Auckland Council is looking to cut an estimated 500 fulltime equivalent roles to help hit the $120m saving target, on top of the 600 temporary and contract workers who've already been let go.
The council sliced off $9m in September, meaning it has locked in $78m of its target - or about 65 percent of its goal.
In addition to the 23 redundancies, the council has also disestablished 129 fulltime equivalent (FTE) roles.
Each FTE could include multiple part-timers, meaning the actual number of workers affected could be higher.
This leaves 6341 FTE remaining, but the council is set to cut about 300 FTE more roles by the end of the financial year in June 2021, meaning FTE will be around 6000 as a result of "attrition, restructuring activity and operating model changes".
It is looking at restructuring in areas including project management, learning and development, and grants administration.

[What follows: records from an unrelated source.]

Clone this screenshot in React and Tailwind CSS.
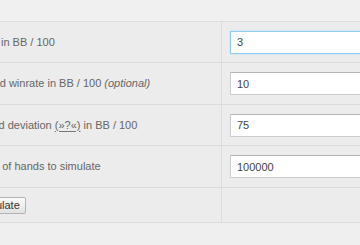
const ROWS = [
  { id: 'winrate', label: <>Winrate in BB / 100</>, value: '3', focused: true },
  {
    id: 'expected',
    label: (
      <>
        Expected winrate in BB / 100 <i>(optional)</i>
      </>
    ),
    value: '10',
  },
  {
    id: 'stddev',
    label: (
      <>
        Standard deviation <span className="underline decoration-[#777] underline-offset-2">(»?«)</span> in BB / 100
      </>
    ),
    value: '75',
  },
  { id: 'hands', label: <>Number of hands to simulate</>, value: '100000' },
];

function FieldRow({ row, tall }) {
  return (
    <div className={`flex border-b border-[#dcdcdc] ${tall ? 'h-[42px]' : 'h-[41px]'}`}>
      <div className="flex w-[270px] shrink-0 items-center border-r border-[#dcdcdc] pl-[8px] text-[11px] text-[#666]">
        <span className="whitespace-nowrap">{row.label}</span>
      </div>
      <div className="flex items-center pl-[8px]">
        <input
          type="text"
          defaultValue={row.value}
          className={`h-[23px] w-[160px] bg-white px-[6px] text-[11px] text-[#444] outline-none ${
            row.focused
              ? 'border border-[#8fcdf2] shadow-[0_0_2px_#b9e0f7]'
              : 'border border-[#cccccc] border-t-[#b5b5b5]'
          }`}
        />
      </div>
    </div>
  );
}

export default function App() {
  return (
    <div className="h-[245px] w-[360px] overflow-hidden bg-[#efefef] font-['Liberation_Sans',Arial,sans-serif]">
      <div className="-ml-[48px] w-[460px]">
        <div className="h-[22px] border-b border-[#dcdcdc] bg-[#f0f0f0]" />
        <div className="bg-[#ececec]">
          {ROWS.map((row, i) => (
            <FieldRow key={row.id} row={row} tall={i % 2 === 1} />
          ))}
          <div className="flex h-[35px] border-b border-[#dcdcdc]">
            <div className="flex w-[270px] shrink-0 items-center border-r border-[#dcdcdc] pl-[19px]">
              <button
                type="button"
                className="h-[17px] rounded-[2px] border border-[#b4b4b4] bg-gradient-to-b from-[#fafafa] to-[#e2e2e2] px-[5px] text-[11px] leading-none text-[#333]"
              >
                Simulate
              </button>
            </div>
            <div />
          </div>
        </div>
      </div>
    </div>
  );
}
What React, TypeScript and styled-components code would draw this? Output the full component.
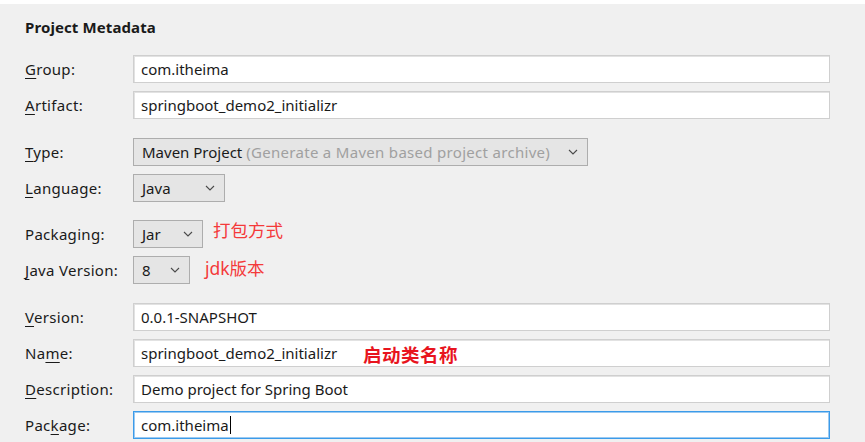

A redeployment process has seen the council internally transferring staff to fill about 70 percent of vacancies.
As well as the council cuts, about 100 Auckland Transport staff face losing their jobs in a proposed restructuring at the council-controlled organisation.
More financially nimble
Finance committee chair Desley Simpson congratulated staff on the progress made towards meeting the budget.
She said the council was slashing $316m from its spending while still providing the same services - this was approximately twice the cost of delivering Auckland's rail services.
"It's a lot of money."
She said Covid-19 has taught the council to be more financially nimble and efficient.

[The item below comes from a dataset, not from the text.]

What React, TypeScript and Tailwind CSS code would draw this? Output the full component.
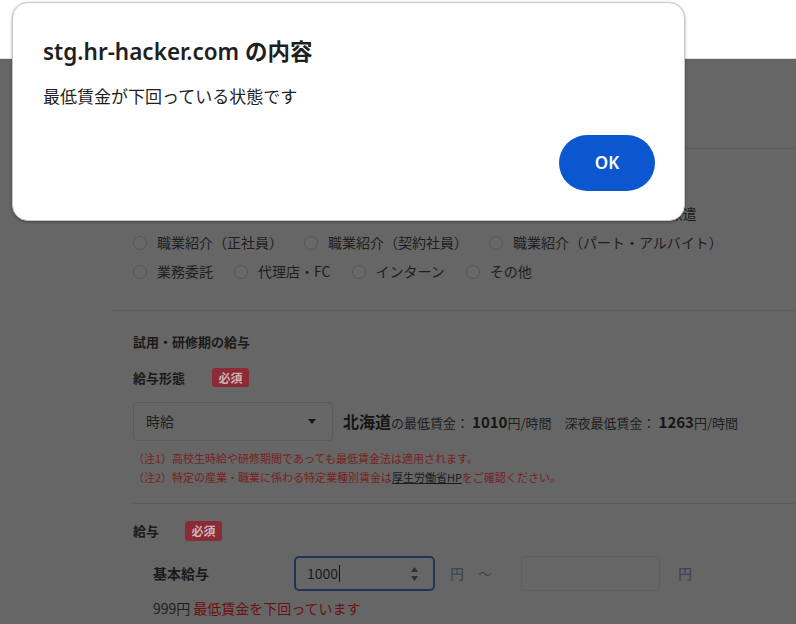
import React from "react";

const FONT = { fontFamily: '"Noto Sans CJK JP", "Noto Sans", sans-serif' };
const DIALOG_FONT = { fontFamily: '"Noto Sans", "Noto Sans CJK JP", sans-serif' };

function Radio({ label, tight }: { label: string; tight?: boolean }) {
  return (
    <label className={`flex items-center ${tight ? "mr-[20px]" : "mr-[21px]"}`}>
      <span className="w-[14px] h-[14px] rounded-full border border-[#575757] bg-[#686868] shrink-0" />
      <span className="ml-[10px] whitespace-nowrap">{label}</span>
    </label>
  );
}

function Badge({ h }: { h: string }) {
  return (
    <span
      className={`${h} w-[37px] flex items-center justify-center rounded-[3px] bg-[#8a2b35] text-[#cdb3b6] text-[12px] font-bold leading-none`}
    >
      必須
    </span>
  );
}

export default function App() {
  const row1 = ["正社員", "契約社員", "嘱託社員", "パート・アルバイト", "紹介予定派遣"];
  const row2 = ["職業紹介（正社員）", "職業紹介（契約社員）", "職業紹介（パート・アルバイト）"];
  const row3 = ["業務委託", "代理店・FC", "インターン", "その他"];

  return (
    <div className="relative w-[796px] h-[624px] overflow-hidden flex flex-col" style={FONT}>
      {/* browser top strip */}
      <div className="h-[59px] shrink-0 bg-white border-b border-[#dedede]" />

      {/* dimmed page */}
      <div className="flex-1 bg-[#666666] pl-[112px] text-[#1e1e1e]">
        <div className="h-[89px]" />

        {/* employment type */}
        <div className="border-t border-[#5c5c5c] pl-[21px] pb-[24px] text-[14px]">
          <div className="h-[50px]" />
          <div className="h-[29px] flex items-center">
            {row1.map((l) => (
              <Radio key={l} label={l} tight />
            ))}
          </div>
          <div className="h-[29px] flex items-center">
            {row2.map((l) => (
              <Radio key={l} label={l} />
            ))}
          </div>
          <div className="h-[29px] flex items-center">
            {row3.map((l) => (
              <Radio key={l} label={l} />
            ))}
          </div>
        </div>

        {/* trial salary */}
        <div className="border-t border-[#5c5c5c] pl-[21px] pt-[21px]">
          <div className="h-[20px] leading-[20px] text-[13px] font-bold text-[#1a1a1a]">試用・研修期の給与</div>
          <div className="mt-[16px] h-[19px] flex items-center">
            <span className="w-[79px] text-[13px] font-bold text-[#1a1a1a]">給与形態</span>
            <Badge h="h-[19px]" />
          </div>
          <div className="mt-[15px] h-[39px] flex items-center">
            <div className="w-[200px] h-[39px] border border-[#5a5a5a] rounded-[4px] flex items-center justify-between pl-[12px] pr-[16px] text-[14px] text-[#1e1e1e]">
              <span>時給</span>
              <svg width="8" height="5" viewBox="0 0 8 5">
                <path d="M0 0 L8 0 L4 5 Z" fill="#161616" />
              </svg>
            </div>
            <div className="ml-[10px] flex items-baseline text-[13px] text-[#1e1e1e] whitespace-nowrap">
              <span className="text-[16px] font-bold text-[#161616]">北海道</span>
              <span>の最低賃金：</span>
              <span className="ml-[3px] text-[15px] font-bold text-[#161616]">1010</span>
              <span>円/時間</span>
              <span className="ml-[13px]">深夜最低賃金：</span>
              <span className="ml-[3px] text-[15px] font-bold text-[#161616]">1263</span>
              <span>円/時間</span>
            </div>
          </div>
          <div className="mt-[8px] text-[11px] leading-[19px] text-[#772222]">
            <div>（注1）高校生時給や研修期間であっても最低賃金法は適用されます。</div>
            <div>
              （注2）特定の産業・職業に係わる特定業種別賃金は
              <span className="underline text-[#1a1a1a]">厚生労働省HP</span>
              をご確認ください。
            </div>
          </div>

          {/* salary */}
          <div className="mt-[16px] border-t border-[#5c5c5c] pt-[17px]">
            <div className="h-[20px] flex items-center">
              <span className="w-[52px] text-[13px] font-bold text-[#1a1a1a]">給与</span>
              <Badge h="h-[20px]" />
            </div>
            <div className="mt-[15px] h-[35px] flex items-center pl-[20px] text-[14px]">
              <span className="w-[141px] font-bold text-[#1a1a1a]">基本給与</span>
              <div className="w-[141px] h-[35px] border-2 border-[#1d3557] rounded-[5px] flex items-center justify-between pl-[11px] pr-[14px]">
                <span className="flex items-center text-[#1a1a1a]">
                  1000
                  <span className="w-px h-[17px] bg-[#111] ml-px" />
                </span>
                <svg width="9" height="16" viewBox="0 0 9 16">
                  <path d="M4.5 1 L8 6 L1 6 Z" fill="#303030" />
                  <path d="M1 10 L8 10 L4.5 15 Z" fill="#303030" />
                </svg>
              </div>
              <span className="ml-[15px] text-[#3d4655] font-medium">円</span>
              <span className="ml-[14px] text-[#3d4655]">～</span>
              <div className="ml-[29px] w-[139px] h-[35px] border border-[#5e5e5e] rounded-[4px]" />
              <span className="ml-[18px] text-[#3d4655] font-medium">円</span>
            </div>
            <div className="mt-[8px] pl-[20px] h-[18px] leading-[18px] text-[14px]">
              <span className="text-[#1e1e1e]">999円</span>
              <span className="ml-[3px] text-[#6e0f0f]">最低賃金を下回っています</span>
            </div>
          </div>
        </div>
      </div>

      {/* alert dialog */}
      <div
        className="absolute left-[12px] top-[2px] w-[673px] h-[219px] bg-white rounded-[16px] border border-[#c8c8c8] shadow-[0_1px_3px_rgba(0,0,0,0.35)] flex flex-col pl-[30px] pr-[29px] pt-[35px]"
        style={DIALOG_FONT}
      >
        <div className="h-[28px] leading-[28px] text-[22.5px] font-semibold text-[#1f1f1f] whitespace-nowrap">
          stg.hr-hacker.com の内容
        </div>
        <div
          className="mt-[18px] h-[24px] leading-[24px] text-[17px] text-[#1f1f1f]"
          style={FONT}
        >
          最低賃金が下回っている状態です
        </div>
        <div className="mt-[27px] flex justify-end">
          <button className="w-[96px] h-[56px] rounded-full bg-[#0b57d0] text-white text-[17px] font-semibold">
            OK
          </button>
        </div>
      </div>
    </div>
  );
}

"[There's] still a way to go, but it's a really, really good start."
Councillor Chris Darby's outlook was not so positive. He was concerned the council did not have its head around the budget's effects.
"There's going to be some change and hurt here. The hurt is obvious in that we're disestablishing a significant number of positions. We're undertaking a capital programme under pressure. The whole organisation is under pressure."
He said he did not want to "diminish" what Simpson was saying, but a "reality check" was needed.
In response, Simpson said councillors signed off the emergency budget and the council was still delivering $2.6 billion worth of infrastructure.
"There is good news and cautionary news, but I think we all know what we signed up for."
Mayor Phil Goff said the council was between a rock and a hard place.
"It was an emergency, it was a crisis, we looked at all the options. We knew that we couldn't resolve the crisis that we faced without some pain and some cost."
He said it was heartening to see the organisation doing its best to look after staff affected by restructuring, with 70 percent of vacancies filled internally by people affected by the restructuring.